During this effort, you will need to use your judgement to assess the quality of the Blastp hits that are produced, and decide if the hits are significant or if they are meaningless. In any event, for the time being save the output of these searches. Clues for making good judgements include the following:

1. e-value: is the e-value <10-15?

2. Does the ORF contain a putative conserved domain? If so, what is it? List it or copy in a description of the conserved functional domain (a conserved domain is a protein region that is the same or very similar in many proteins, because it provides a function that is common to many proteins)

If the answer to these two questions is YES, then you have probably hit a bona fide gene.

Each time you begin work with a new ORF, start a new page in your MSWord document.

i. After you have identified each of the four different genes, go back and BLAST the appropriate smaller ORFs that are adjacent to each identified gene on either side, to learn if the gene is contained on more than one ORF.

j. Completing the assignment:

To complete this assignment to identify the four real genes, you will probably need to

BLAST 17-18 total ORFs from this 15,000 nt sequence.

Please submit the following to complete this assignment:

(1) Sequence + translation of each ORF that belongs to a real gene.

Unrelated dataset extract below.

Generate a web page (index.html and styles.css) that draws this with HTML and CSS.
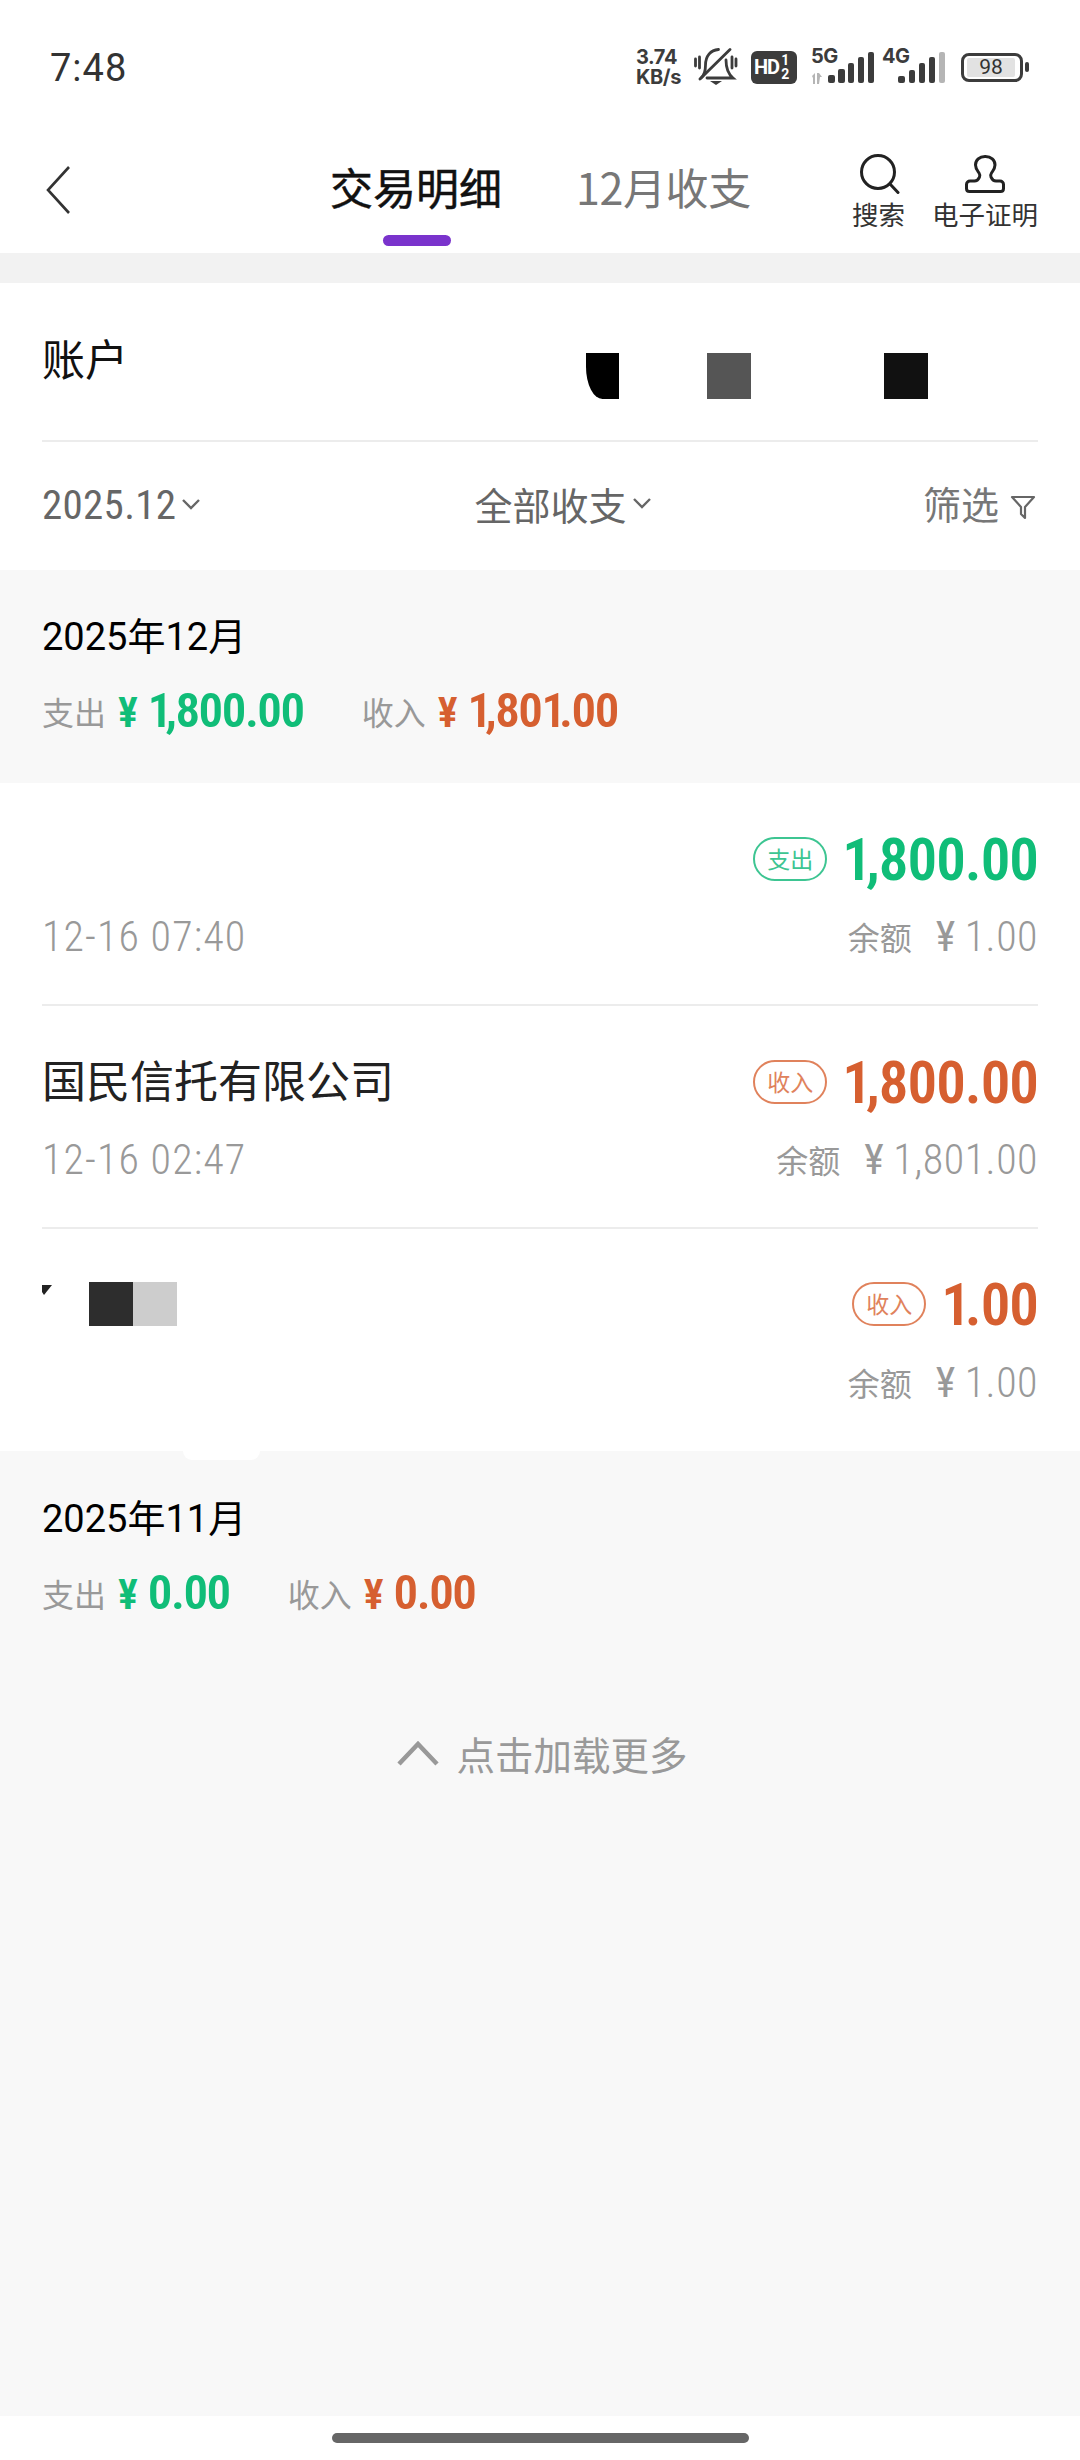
FILE: index.html
```html
<!DOCTYPE html>
<html lang="zh">
<head>
<meta charset="utf-8">
<title>交易明细</title>
<link rel="stylesheet" href="styles.css">
</head>
<body>
<div class="page">
  <header class="status">
    <span class="clock">7:48</span>
    <div class="status-icons">
      <span class="speed">3.74<br>KB/s</span>
      <svg class="ic-bell" viewBox="0 0 44 38" width="44" height="38"><g fill="none" stroke="#3c3c3c" stroke-width="2.800" stroke-linecap="round"><path d="M1.500 11v7M5.500 9v11M38 9v11M42 11v7"/><path d="M7 30c3.500-3 4.500-7 4.500-13 0-9 5-15 13-15.500M32 12c0 7 1 13 7 18H13"/><path d="M6 31 36 1.500"/></g><path d="M16 33h12l-6 4z" fill="#3c3c3c"/></svg>
      <span class="hd">HD<span class="hd-frac">1<br>2</span></span>
      <div class="net">
        <span class="net-label">5G</span>
        <svg viewBox="0 0 64 34" width="64" height="34"><g fill="#b5b5b5"><path d="M1 26l3-3 0 11h-2v-6zM6 23h2l3 4h-2l-1 7h-2z"/></g><g fill="#3c3c3c"><rect x="17" y="25" width="7" height="8" rx="2"/><rect x="27" y="19" width="7" height="14" rx="2"/><rect x="37" y="13" width="6" height="20" rx="2"/><rect x="47" y="7" width="6" height="26" rx="2"/><rect x="57" y="2" width="6" height="31" rx="2"/></g></svg>
      </div>
      <div class="net">
        <span class="net-label">4G</span>
        <svg viewBox="0 0 64 34" width="64" height="34"><g fill="#3c3c3c"><rect x="16" y="26" width="7" height="7" rx="2"/><rect x="27" y="20" width="6" height="13" rx="2"/><rect x="37" y="13" width="6" height="20" rx="2"/><rect x="47" y="7" width="6" height="26" rx="2"/></g><rect x="57" y="2" width="6" height="31" rx="2" fill="#b5b5b5"/></svg>
      </div>
      <div class="battery"><span class="battery-body"><span class="battery-fill">98</span></span><span class="battery-cap"></span></div>
    </div>
  </header>

  <nav class="nav">
    <svg class="back" viewBox="0 0 28 50" width="28" height="50"><path d="M25 2 4 25l21 23" fill="none" stroke="#333" stroke-width="2.600"/></svg>
    <div class="tabs">
      <div class="tab tab-on">交易明细<span class="tab-bar"></span></div>
      <div class="tab tab-off">12月收支</div>
    </div>
    <div class="tools">
      <div class="tool">
        <svg viewBox="0 0 42 42" width="42" height="42"><g fill="none" stroke="#222" stroke-width="3"><circle cx="20" cy="19" r="16.500"/><path d="m32 31 8 8.500" stroke-linecap="round"/></g></svg>
        <span>搜索</span>
      </div>
      <div class="tool">
        <svg viewBox="0 0 42 42" width="42" height="42"><path d="M21 3.500c-5.500 0-9.500 3.700-9.500 8.500 0 3.500 2.200 6 3.500 8 1 1.500 1 3 .5 4s-1.500 4-5 4H6c-2 0-3.500 1.500-3.500 3.500v4c0 2 1 3 3 3h31c2 0 3-1 3-3v-4c0-2-1.500-3.500-3.500-3.500h-4c-3.500 0-4.500-3-5-4s-.5-2.500.5-4c1.300-2 3.500-4.500 3.500-8 0-4.800-4-8.500-9.500-8.500z" fill="none" stroke="#222" stroke-width="3"/></svg>
        <span>电子证明</span>
      </div>
    </div>
  </nav>

  <div class="band"></div>

  <section class="account">
    <div class="account-row">
      <span class="account-label">账户</span>
      <div class="masks">
        <i class="mask mask-a"></i>
        <i class="mask mask-b"></i>
        <i class="mask mask-c"></i>
      </div>
    </div>
    <div class="filters">
      <span class="filter filter-date">2025.12<svg class="chev" viewBox="0 0 20 12" width="20" height="12"><path d="m2 2 8 8 8-8" fill="none" stroke="#666" stroke-width="2.400"/></svg></span>
      <span class="filter filter-mid">全部收支<svg class="chev" viewBox="0 0 20 12" width="20" height="12"><path d="m2 2 8 8 8-8" fill="none" stroke="#666" stroke-width="2.400"/></svg></span>
      <span class="filter filter-end">筛选<svg class="funnel" viewBox="0 0 26 26" width="26" height="26"><path d="M2 3h22l-9 10v11l-4-4v-7z" fill="none" stroke="#666" stroke-width="2.200" stroke-linejoin="round"/></svg></span>
    </div>
  </section>

  <section class="month">
    <h2 class="month-title">2025年12月</h2>
    <div class="totals">
      <span class="total-label">支出</span><span class="total out"><b class="yen">¥</b><span class="one">1</span>,800.00</span>
      <span class="total-label label-in">收入</span><span class="total in"><b class="yen">¥</b><span class="one">1</span>,80<span class="one">1</span>.00</span>
    </div>
  </section>

  <section class="list">
    <article class="row">
      <div class="line">
        <span class="name"></span>
        <span class="amount-wrap"><span class="tag tag-out">支出</span><span class="amount out"><span class="one">1</span>,800.00</span></span>
      </div>
      <div class="line line-sub">
        <span class="time">12-16 07:40</span>
        <span class="balance"><em>余额</em><b class="yen-thin">¥</b>1.00</span>
      </div>
    </article>
    <article class="row">
      <div class="line">
        <span class="name">国民信托有限公司</span>
        <span class="amount-wrap"><span class="tag tag-in">收入</span><span class="amount in"><span class="one">1</span>,800.00</span></span>
      </div>
      <div class="line line-sub">
        <span class="time">12-16 02:47</span>
        <span class="balance"><em>余额</em><b class="yen-thin">¥</b>1,801.00</span>
      </div>
    </article>
    <article class="row row-last">
      <div class="line">
        <span class="name-masks"><i class="speck"></i><i class="mask mask-d"></i><i class="mask mask-e"></i></span>
        <span class="amount-wrap"><span class="tag tag-in">收入</span><span class="amount in"><span class="one">1</span>.00</span></span>
      </div>
      <div class="line line-sub line-end">
        <span class="balance"><em>余额</em><b class="yen-thin">¥</b>1.00</span>
      </div>
    </article>
  </section>

  <section class="month month-tail">
    <h2 class="month-title">2025年11月</h2>
    <div class="totals">
      <span class="total-label">支出</span><span class="total out"><b class="yen">¥</b>0.00</span>
      <span class="total-label label-in">收入</span><span class="total in"><b class="yen">¥</b>0.00</span>
    </div>
    <div class="more">
      <svg viewBox="0 0 44 28" width="44" height="28"><path d="m3 25 19-20 19 20" fill="none" stroke="#999" stroke-width="4.500"/></svg>
      <span>点击加载更多</span>
    </div>
  </section>

  <footer class="home"><span class="home-bar"></span></footer>
</div>
</body>
</html>
```

FILE: styles.css
```css
* { box-sizing: border-box; margin: 0; padding: 0; }
html, body { width: 1080px; height: 2460px; background: #fff; overflow: hidden; }
body { font-family: "Noto Sans CJK SC", "Noto Sans", sans-serif; color: #111; }
.page { width: 1080px; height: 2460px; display: flex; flex-direction: column; }
em, i, b { font-style: normal; font-weight: normal; }

.status { height: 136px; padding: 46px 51px 0 50px; display: flex; justify-content: space-between; align-items: flex-start; }
.clock { font: 450 38px/44px Roboto, sans-serif; color: #333; letter-spacing: 1px; }
.status-icons { display: flex; align-items: center; height: 44px; margin-top: -1px; color: #3c3c3c; }
.speed { font: 700 20px/20px Inter, sans-serif; width: 47px; white-space: nowrap; letter-spacing: -.4px; }
.ic-bell { margin-left: 11px; }
.hd { width: 46px; height: 33px; margin-left: 13px; border-radius: 6px; background: #3c3c3c; color: #fff; display: flex; align-items: center; padding-left: 3px; font: 700 20px/1 Roboto, sans-serif; letter-spacing: -1px; }
.hd-frac { font-size: 14px; line-height: 14px; margin-left: 2px; text-align: center; }
.net { position: relative; width: 64px; height: 34px; margin-left: 7px; }
.hd + .net { margin-left: 14px; }
.net svg { display: block; }
.net-label { position: absolute; left: 0; top: -3px; font: 700 20px/19px Inter, sans-serif; letter-spacing: -.5px; }
.battery { display: flex; align-items: center; margin-left: 15px; gap: 2px; }
.battery-body { width: 62px; height: 29px; border: 3px solid #3c3c3c; border-radius: 8px; padding: 2px 5px 2px 3px; display: flex; }
.battery-fill { flex: 1; background: #e2e2e2; border-radius: 2px; font: 400 21px/19px Roboto, sans-serif; text-align: center; color: #333; }
.battery-cap { width: 4px; height: 10px; background: #3c3c3c; border-radius: 2px; }

.nav { height: 117px; padding: 0 42px 0 44px; display: flex; align-items: flex-start; position: relative; flex: none; }
.back { margin-top: 29px; }
.tabs { display: flex; gap: 74px; margin-left: 258px; margin-top: 20px; }
.tab { position: relative; font-size: 43px; line-height: 60px; color: #777; }
.tab-off { letter-spacing: -.4px; }
.tab-on { color: #111; width: 172px; -webkit-text-stroke: .5px #111; }
.tab-bar { position: absolute; left: 53px; top: 79px; width: 68px; height: 11px; border-radius: 6px; background: #7a33cc; }
.tools { display: flex; gap: 27px; margin-left: auto; margin-top: 17px; }
.tool { display: flex; flex-direction: column; align-items: center; font-size: 26.500px; line-height: 32px; color: #333; }
.tool svg { display: block; margin-bottom: 3px; }

.band { height: 30px; background: #f2f2f2; flex: none; }

.account { background: #fff; height: 287px; padding: 0 42px; flex: none; }
.account-row { height: 159px; display: flex; border-bottom: 2px solid #ececec; }
.account-label { font-size: 43px; line-height: 58px; margin-top: 45px; }
.masks { display: flex; margin-top: 70px; height: 46px; margin-left: 458px; }
.mask { display: block; height: 46px; }
.mask-a { width: 33px; background: #000; border-radius: 0 0 0 50% / 0 0 0 70%; }
.mask-b { width: 44px; background: #555; margin-left: 88px; }
.mask-c { width: 44px; background: #111; margin-left: 133px; }
.filters { height: 126px; display: grid; grid-template-columns: 1fr auto 1fr; align-items: center; color: #666; }
.filter { display: flex; align-items: center; font-size: 38px; line-height: 54px; }
.filter-date { font: 380 41px/54px Roboto, sans-serif; font-stretch: 75%; letter-spacing: .3px; }
.filter-mid { margin-left: 46px; margin-bottom: 2px; }
.filter-end { justify-self: end; color: #777; margin-bottom: 4px; }
.chev { margin-left: 5px; margin-top: -2px; }
.funnel { margin-left: 11px; margin-top: 8px; margin-right: 2px; }

.month { background: #f8f8f8; height: 213px; padding: 40px 42px 0; flex: none; }
.month-title { font-size: 38px; line-height: 54px; font-weight: 400; color: #000; font-family: Roboto, "Noto Sans CJK SC", sans-serif; }
.totals { display: flex; align-items: center; margin-top: 22px; height: 52px; }
.total-label { font-size: 32px; color: #999; margin-right: 12px; line-height: 52px; margin-bottom: 2px; }
.label-in { margin-left: 58px; }
.total { font: 600 49px/52px Roboto, sans-serif; font-stretch: 75%; letter-spacing: -1.500px; }
.total .one { letter-spacing: -7px; }
.yen { font-weight: 600; margin-right: 10px; font-size: 42px; letter-spacing: 0; }
.out { color: #10bd78; }
.in { color: #d65f30; }

.list { background: #fff; height: 668px; flex: none; padding: 0 42px; }
.row { height: 223px; padding-top: 47px; border-bottom: 2px solid #ececec; }
.row-last { border-bottom: 0; height: 222px; padding-top: 46px; position: relative; }
.row-last::after { content: ""; position: absolute; left: 141px; bottom: -9px; width: 77px; height: 9px; background: #fff; border-radius: 0 0 14px 14px; }
.line { display: flex; justify-content: space-between; align-items: center; height: 60px; }
.line-sub { margin-top: 20px; height: 54px; }
.row-last .line-sub { margin-top: 21px; }
.line-end { justify-content: flex-end; }
.name { font-size: 44px; color: #222; line-height: 60px; margin-bottom: 8px; }
.amount-wrap { display: flex; align-items: center; }
.tag { width: 74px; height: 44px; border: 2px solid; border-radius: 22px; font-size: 23px; line-height: 38px; text-align: center; margin-right: 15px; margin-bottom: 2px; }
.tag-out { color: #3dc592; border-color: #3dc592; }
.tag-in { color: #e0825c; border-color: #e0825c; }
.amount { font: 600 59px/60px Roboto, sans-serif; font-stretch: 75%; letter-spacing: -1px; }
.amount .one { letter-spacing: -6px; }
.time { font: 300 42px/54px Roboto, sans-serif; font-stretch: 75%; color: #999; letter-spacing: 1.100px; }
.balance { font: 300 42px/54px Roboto, sans-serif; font-stretch: 75%; color: #999; display: flex; align-items: center; letter-spacing: .5px; }
.balance em { font: 400 32px/54px "Noto Sans CJK SC", sans-serif; margin-right: 24px; margin-bottom: 2px; letter-spacing: 0; }
.yen-thin { margin-right: 9px; }
.name-masks { display: flex; align-items: flex-start; margin-top: -2px; }
.speck { width: 10px; height: 10px; background: #222; clip-path: polygon(0 0, 100% 0, 20% 100%, 0 70%); margin-top: 3px; margin-right: 37px; }
.mask-d { width: 44px; height: 44px; background: #2d2d2d; }
.mask-e { width: 44px; height: 44px; background: #cdcdcd; }

.month-tail { flex: 1; padding-top: 41px; height: auto; }
.more { margin-top: 106px; display: flex; justify-content: center; align-items: center; gap: 16px; color: #999; font-size: 38.500px; line-height: 54px; margin-left: 4px; }

.home { height: 44px; flex: none; background: #fff; display: flex; justify-content: center; padding-top: 17px; }
.home-bar { width: 417px; height: 10px; border-radius: 5px; background: #666; }
```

(2) Blastp outputs for each real-gene ORF that includes 10 descriptions + one keystone alignment to an orthologous gene whose function is well-described and well-understood. In other words, don’t necessarily choose an alignment because it has the highest e-value; an alignment to a “hypothetical protein” is uninformative. If your 8th-best alignment is the first one to list a protein with a real name (e.g., cyclic AMP-dependent protein kinase), and this alignment’s e-value is similar to each the 7 better matches, then use this identification for your Aspergillus nidulans ORF(s).

(3) A schematic diagram depicting the order of the four genes and the distances separating each one.

(4) In addition, the schematic diagram must show the relative position and the reading frame of each ORF belonging to a gene. If multiple ORFs (exons) belong to the same gene, this must be clearly described and diagrammed.

(5) Finally, after we’ve made you go through all of this labor, we’re going to teach you another tool that you can use to check the veracity of your work.

-- Go to the A. nidulans database

(http://www.broad.mit.edu/annotation/fungi/aspergillus_nidulans/)

-- As before, point your browser to “Browse Regions”.

- In the box labeled “Supercontig number”, enter 1.26

- In the box labeled “Start”, enter 357000

- In the box labeled “Stop”, enter 372000

-- This time, instead of obtaining the 15kb DNA sequence, obtain the Feature Map for this region.

-- WOW! Print out the Feature Map and answer the following questions:

A. What do the blue boxes represent?

B. What do the green boxes represent?

C. Click on each blue box corresponding to a gene that you identified by using OrfFinder. This will reveal more annotation about each sequence.

Answer the following question: does your repetitive blastp searching agree with the automated gene-finding annotation with regard to gene identity and gene structure.

Be sure to document similarities and differences between your manual efforts and the autocalling software that Feature Map uses.